Financial account alerts could be channeled to a single digital endpoint and then sorted in the same way Gmail allows you to write rules to sort your incoming email. Alerts that meet a certain criteria could be sent directly to an accountant, or alerts that need immediate attention could be routed to the TV or Amazon Echo in attempt to get the customer's attention. Utilizing this method for alerts would reduce the amount of personal information that an FI needs to store and put the control in the hand of the end user. Savvy users might write rules that would respond to alerts with action, such as setting up an automatic task to transfer money if an NSF alert is received via email.

This new digital banking paradigm relies integrating features and services from platforms that users are already accustomed to using in their everyday lives. The BYOP approach would reduce the amount of money necessary to support digital services by removing features as well as improve aspects of the service by creating new features. It's as though you bring your own ingredients for the McDonald's cooking staff to use, but they would add the meat and take care of the preparation.

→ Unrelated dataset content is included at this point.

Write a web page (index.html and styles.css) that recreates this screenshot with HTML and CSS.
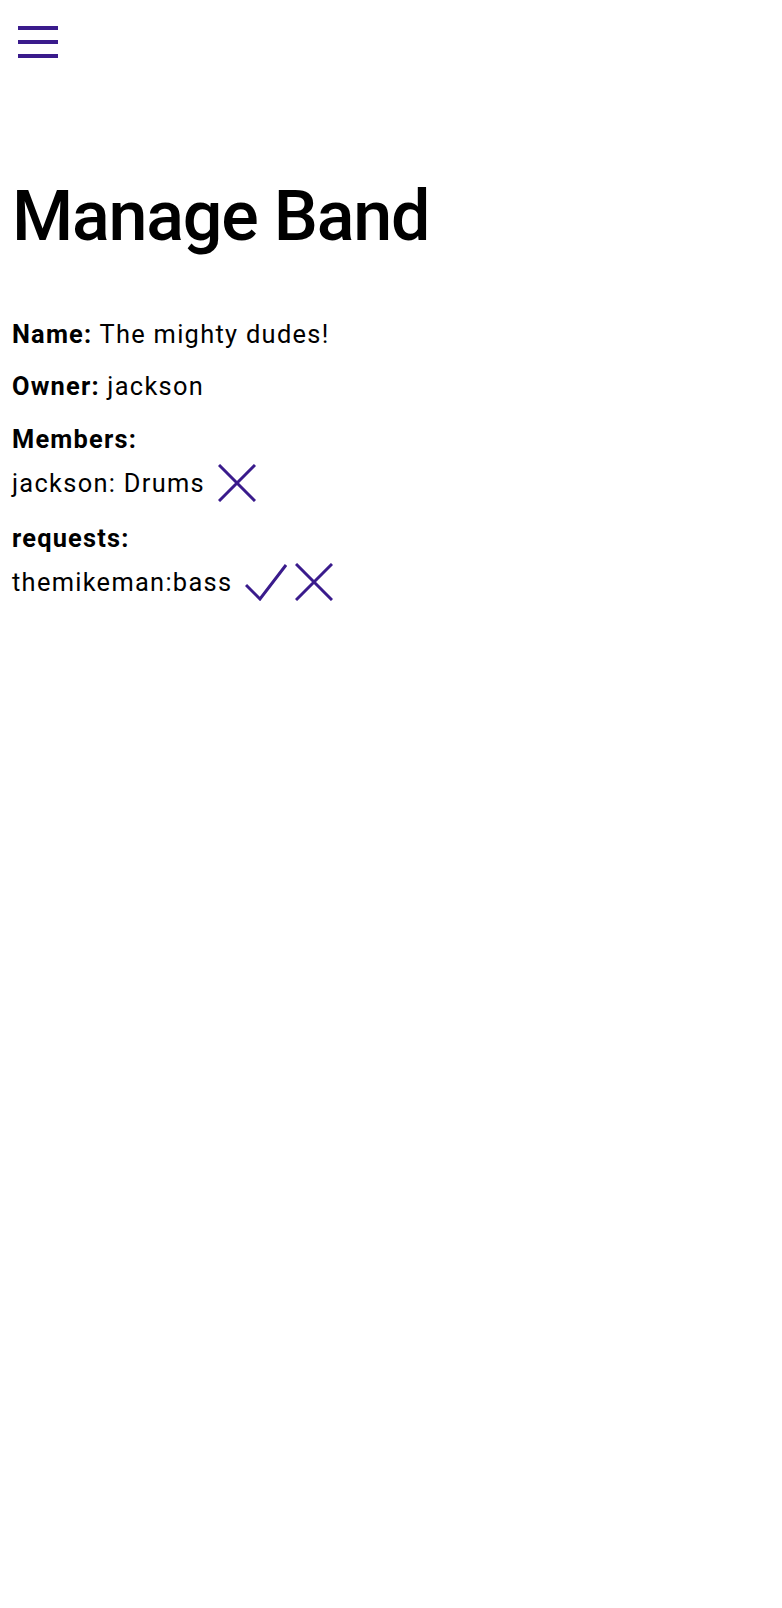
FILE: index.html
```html
<!DOCTYPE html>
<html lang="en">
<head>
<meta charset="utf-8">
<title>Manage Band</title>
<link rel="stylesheet" href="styles.css">
</head>
<body>
<header class="topbar">
  <button class="menu-btn" aria-label="Menu">
    <svg width="40" height="32" viewBox="0 0 40 32" aria-hidden="true">
      <rect x="0" y="0" width="40" height="4"/>
      <rect x="0" y="14" width="40" height="4"/>
      <rect x="0" y="28" width="40" height="4"/>
    </svg>
  </button>
</header>
<main class="page">
  <h1 class="title">Manage Band</h1>
  <p class="field"><b>Name:</b> The mighty dudes!</p>
  <p class="field"><b>Owner:</b> jackson</p>
  <section class="group">
    <b class="label">Members:</b>
    <div class="row">
      <span class="row-text">jackson: Drums</span>
      <button class="icon-btn" aria-label="Remove">
        <svg width="38" height="38" viewBox="0 0 38 38" aria-hidden="true"><path d="M1 1L37 37M37 1L1 37"/></svg>
      </button>
    </div>
  </section>
  <section class="group">
    <b class="label">requests:</b>
    <div class="row">
      <span class="row-text">themikeman:bass</span>
      <div class="actions">
        <button class="icon-btn check" aria-label="Accept">
          <svg width="42" height="38" viewBox="0 0 42 38" aria-hidden="true"><path d="M1 22L15 36L41 2"/></svg>
        </button>
        <button class="icon-btn" aria-label="Decline">
          <svg width="38" height="38" viewBox="0 0 38 38" aria-hidden="true"><path d="M1 1L37 37M37 1L1 37"/></svg>
        </button>
      </div>
    </div>
  </section>
</main>
</body>
</html>
```

FILE: styles.css
```css
html, body {
  margin: 0;
  padding: 0;
  background: #ffffff;
}

body {
  font-family: Roboto, "Liberation Sans", sans-serif;
  color: #000000;
}

.topbar {
  padding: 26px 0 0 18px;
  height: 32px;
}

.menu-btn {
  display: block;
  padding: 0;
  margin: 0;
  border: 0;
  background: none;
  line-height: 0;
}

.menu-btn svg {
  fill: #3a1b8c;
  display: block;
}

.page {
  padding: 0 12px;
}

.title {
  margin: 116px 0 61px;
  font-size: 70px;
  line-height: 84px;
  font-weight: 500;
  letter-spacing: -1.2px;
}

.field {
  margin: 0 0 22px;
  font-size: 25.4px;
  line-height: 30px;
  letter-spacing: 1.3px;
}

.field + .field {
  margin-bottom: 23px;
}

b {
  font-weight: 700;
  letter-spacing: 1.2px;
}

.group {
  display: flex;
  flex-direction: column;
  gap: 10px;
  margin-bottom: 21px;
  font-size: 25.4px;
  line-height: 30px;
  letter-spacing: 1.3px;
}

.label {
  display: block;
}

.row {
  display: flex;
  align-items: center;
  gap: 13px;
}

.actions {
  display: flex;
  align-items: center;
  gap: 8px;
}

.icon-btn {
  padding: 0;
  margin: 0;
  border: 0;
  background: none;
  line-height: 0;
  display: block;
}

.icon-btn svg {
  display: block;
  fill: none;
  stroke: #3a1b8c;
  stroke-width: 3;
}
```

Great work! Now you are starting to remove the onions from the burger by providing data when and how they want it. There is still a lot left to be done to transform the culture of your organization to support this—after all, Burger King didn't transform all of its kitchens in its stores to support the new “Have it your way” ordering overnight. It took time, but with effort, you can get there. In the meantime, it is time to start learning what your members really want from your digital platforms by engaging them with digital marketing, tracking their behaviors via your new API and routes as they use your various digital channels, and reacting to their feedback and behaviors by soliciting them with offers and other pertinent information—all of which will be far easier now that you have implemented the FI platform.